▸ Short task
Reproduce every line of the material below, but drop the pictures.

▸ Recorded information
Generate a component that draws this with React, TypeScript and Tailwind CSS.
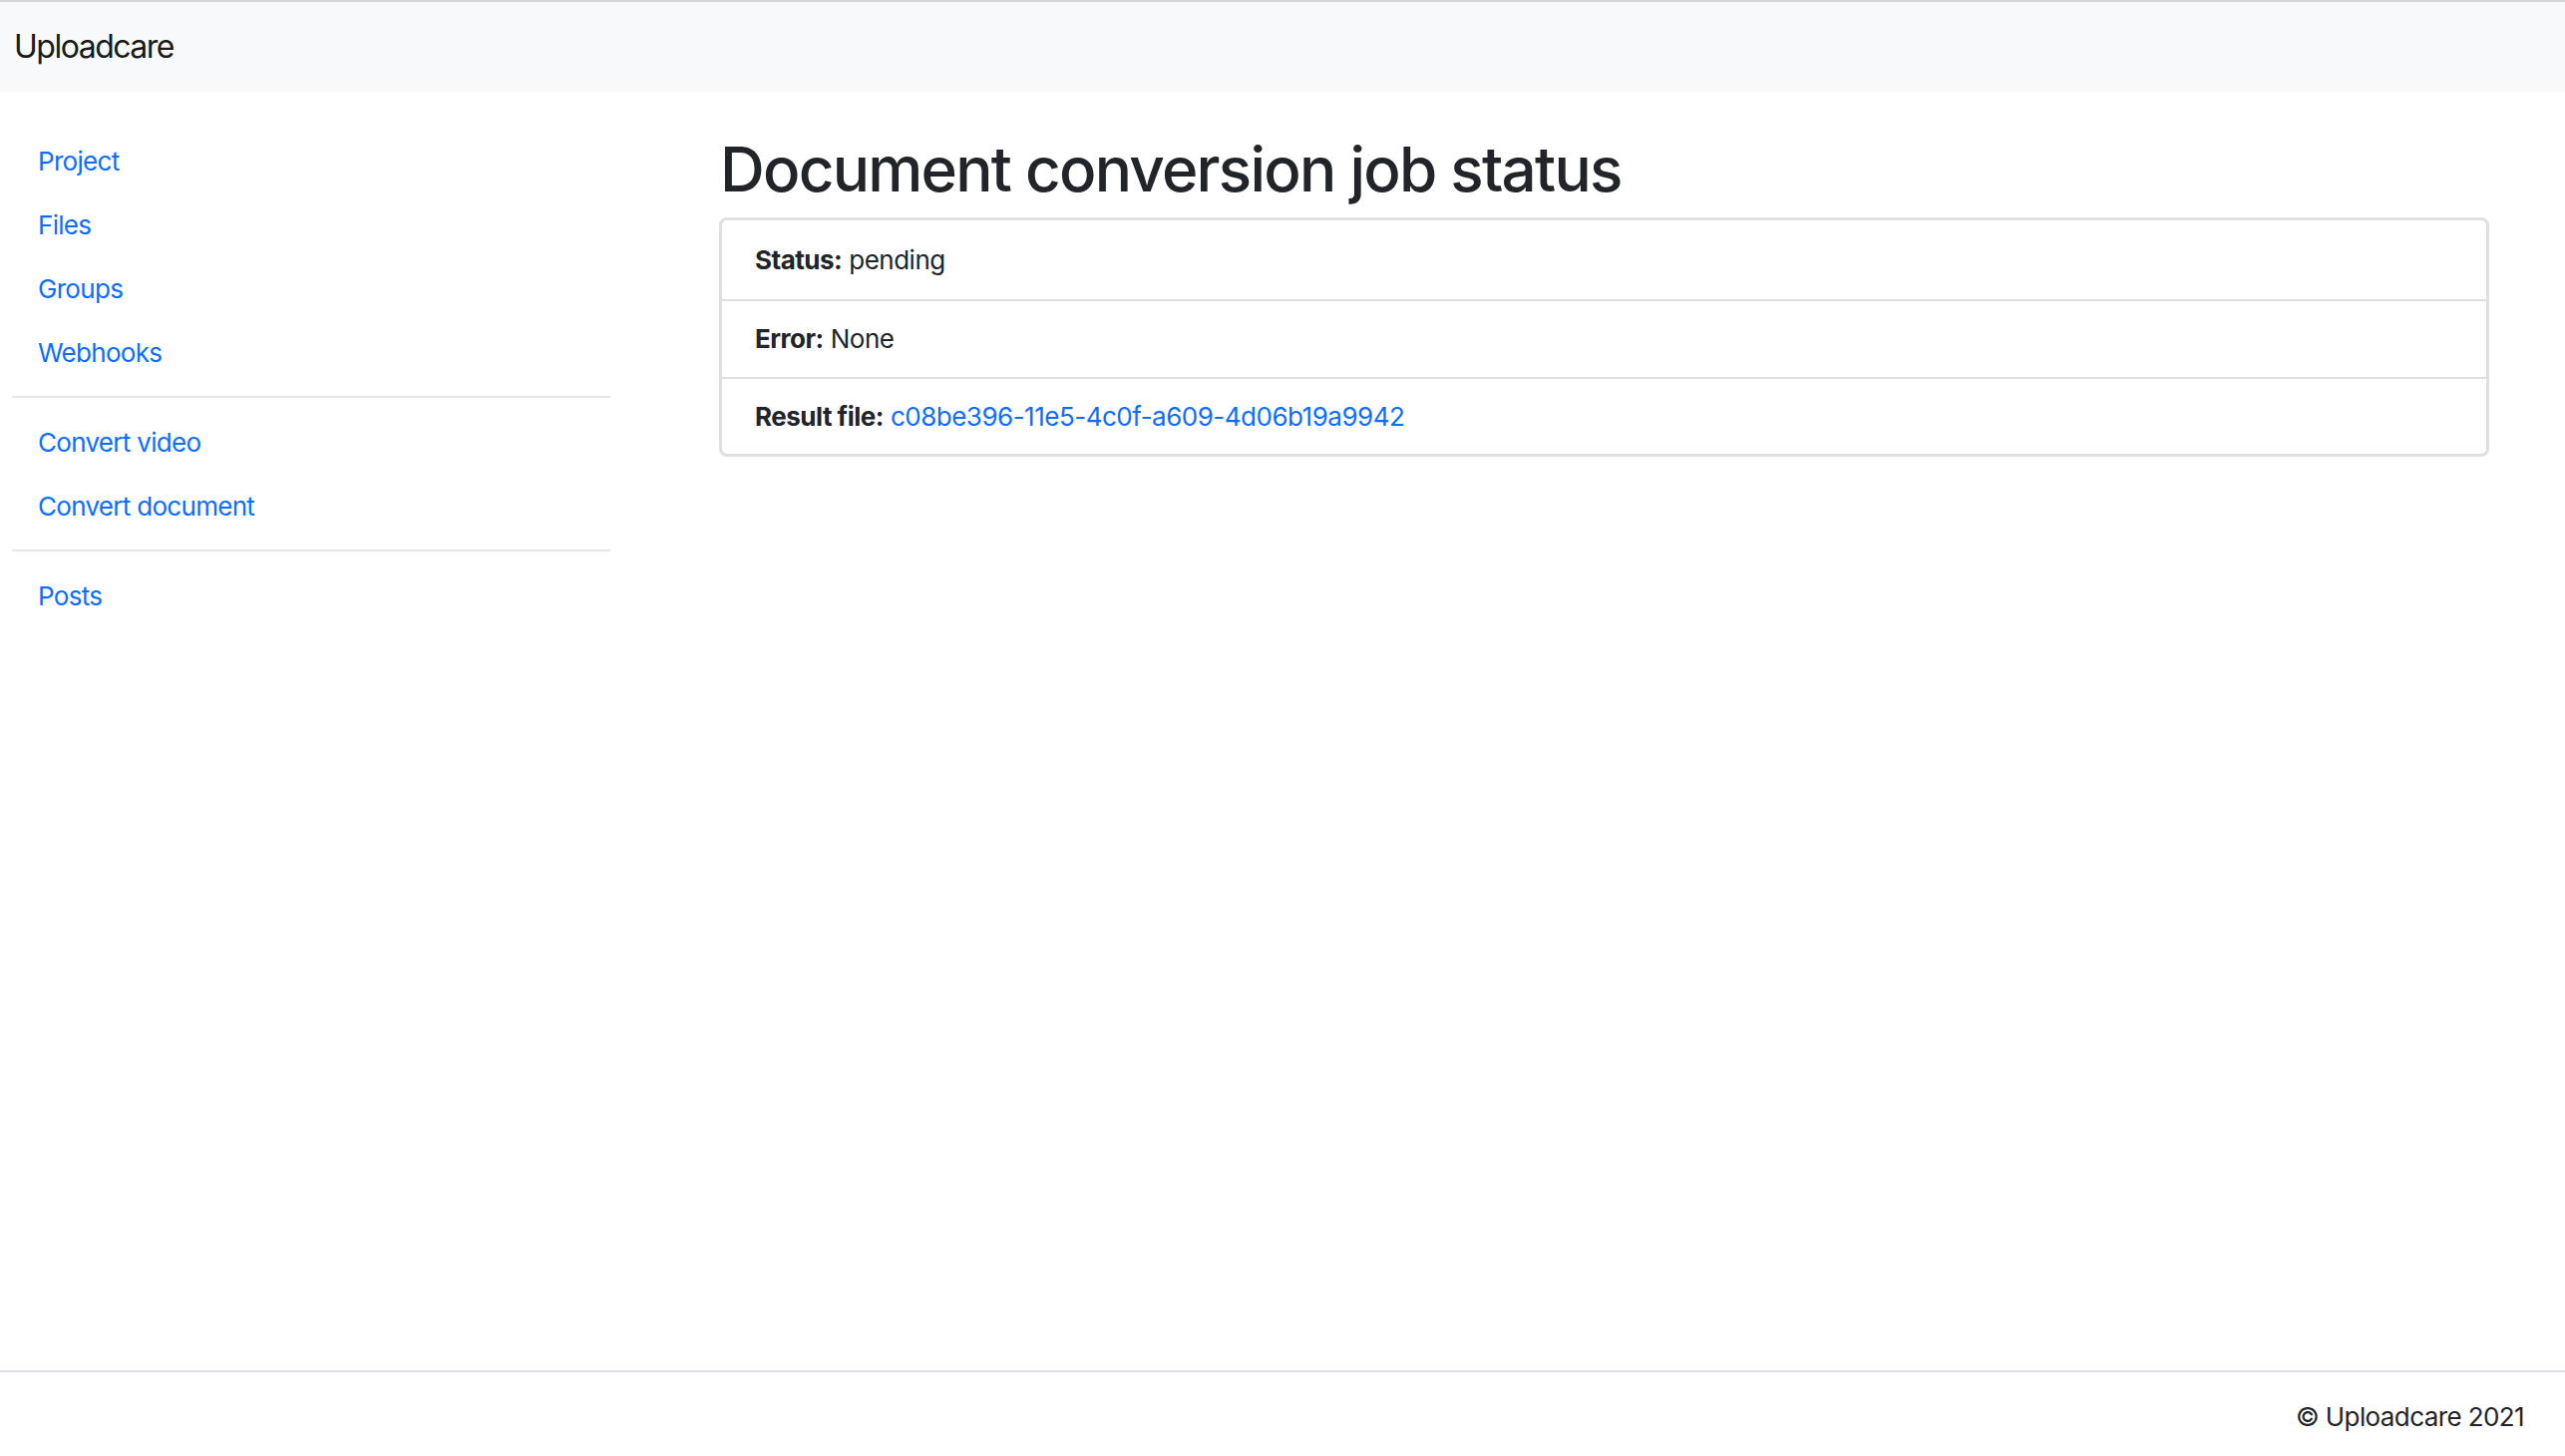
import React from "react";

const links1 = ["Project", "Files", "Groups", "Webhooks"];
const links2 = ["Convert video", "Convert document"];
const links3 = ["Posts"];

function NavLink({ label }: { label: string }) {
  return (
    <a
      href="#"
      className="flex h-[64px] items-center px-[26px] text-[26px] tracking-[-0.7px] text-[#0d6efd] no-underline"
    >
      {label}
    </a>
  );
}

export default function App() {
  return (
    <div
      className="flex h-[1460px] w-full flex-col bg-white text-[#212529]"
      style={{ fontFamily: "Inter, 'Noto Sans', sans-serif" }}
    >
      <header className="flex h-[92px] shrink-0 items-center border-t-2 border-[#d6d6d6] bg-[#f8f9fa] pl-[14px]">
        <span className="text-[32px] leading-none tracking-[-1.5px] text-[#1a1a1a]">Uploadcare</span>
      </header>

      <div className="flex flex-1">
        <aside className="ml-[12px] w-[600px] shrink-0 pt-[37px]">
          {links1.map((l) => (
            <NavLink key={l} label={l} />
          ))}
          <div className="my-[12px] h-[2px] bg-[#e6e7e9]" />
          {links2.map((l) => (
            <NavLink key={l} label={l} />
          ))}
          <div className="my-[12px] h-[2px] bg-[#e6e7e9]" />
          {links3.map((l) => (
            <NavLink key={l} label={l} />
          ))}
        </aside>

        <main className="ml-[109px] w-[1775px] pt-[39px]">
          <h1 className="mb-[10px] h-[77px] pl-[1px] text-[62px] font-medium leading-[77px] tracking-[-1.75px]">
            Document conversion job status
          </h1>
          <div className="rounded-[8px] border-[3px] border-[#dfdfdf] text-[26px] tracking-[-0.5px]">
            <div className="flex h-[79px] items-center pl-[33px]">
              <span className="font-bold">Status:</span>
              <span className="ml-[7px]">pending</span>
            </div>
            <div className="flex h-[78px] items-center border-t-2 border-[#dfdfdf] pb-[2px] pl-[33px]">
              <span className="font-bold">Error:</span>
              <span className="ml-[7px]">None</span>
            </div>
            <div className="flex h-[77px] items-center border-t-2 border-[#dfdfdf] pl-[33px]">
              <span className="font-bold">Result file:</span>
              <a href="#" className="ml-[7px] text-[#0d6efd]">
                c08be396-11e5-4c0f-a609-4d06b19a9942
              </a>
            </div>
          </div>
        </main>
      </div>

      <footer className="flex h-[86px] shrink-0 items-center justify-end border-t-2 border-[#dee2e6] pr-[41px] pt-[4px]">
        <span className="text-[26px] tracking-[-0.6px]">© Uploadcare 2021</span>
      </footer>
    </div>
  );
}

▸ Written answer
Generate a component that draws this with React, TypeScript and Tailwind CSS.
import React from "react";

const links1 = ["Project", "Files", "Groups", "Webhooks"];
const links2 = ["Convert video", "Convert document"];
const links3 = ["Posts"];

function NavLink({ label }: { label: string }) {
  return (
    <a
      href="#"
      className="flex h-[64px] items-center px-[26px] text-[26px] tracking-[-0.7px] text-[#0d6efd] no-underline"
    >
      {label}
    </a>
  );
}

export default function App() {
  return (
    <div
      className="flex h-[1460px] w-full flex-col bg-white text-[#212529]"
      style={{ fontFamily: "Inter, 'Noto Sans', sans-serif" }}
    >
      <header className="flex h-[92px] shrink-0 items-center border-t-2 border-[#d6d6d6] bg-[#f8f9fa] pl-[14px]">
        <span className="text-[32px] leading-none tracking-[-1.5px] text-[#1a1a1a]">Uploadcare</span>
      </header>

      <div className="flex flex-1">
        <aside className="ml-[12px] w-[600px] shrink-0 pt-[37px]">
          {links1.map((l) => (
            <NavLink key={l} label={l} />
          ))}
          <div className="my-[12px] h-[2px] bg-[#e6e7e9]" />
          {links2.map((l) => (
            <NavLink key={l} label={l} />
          ))}
          <div className="my-[12px] h-[2px] bg-[#e6e7e9]" />
          {links3.map((l) => (
            <NavLink key={l} label={l} />
          ))}
        </aside>

        <main className="ml-[109px] w-[1775px] pt-[39px]">
          <h1 className="mb-[10px] h-[77px] pl-[1px] text-[62px] font-medium leading-[77px] tracking-[-1.75px]">
            Document conversion job status
          </h1>
          <div className="rounded-[8px] border-[3px] border-[#dfdfdf] text-[26px] tracking-[-0.5px]">
            <div className="flex h-[79px] items-center pl-[33px]">
              <span className="font-bold">Status:</span>
              <span className="ml-[7px]">pending</span>
            </div>
            <div className="flex h-[78px] items-center border-t-2 border-[#dfdfdf] pb-[2px] pl-[33px]">
              <span className="font-bold">Error:</span>
              <span className="ml-[7px]">None</span>
            </div>
            <div className="flex h-[77px] items-center border-t-2 border-[#dfdfdf] pl-[33px]">
              <span className="font-bold">Result file:</span>
              <a href="#" className="ml-[7px] text-[#0d6efd]">
                c08be396-11e5-4c0f-a609-4d06b19a9942
              </a>
            </div>
          </div>
        </main>
      </div>

      <footer className="flex h-[86px] shrink-0 items-center justify-end border-t-2 border-[#dee2e6] pr-[41px] pt-[4px]">
        <span className="text-[26px] tracking-[-0.6px]">© Uploadcare 2021</span>
      </footer>
    </div>
  );
}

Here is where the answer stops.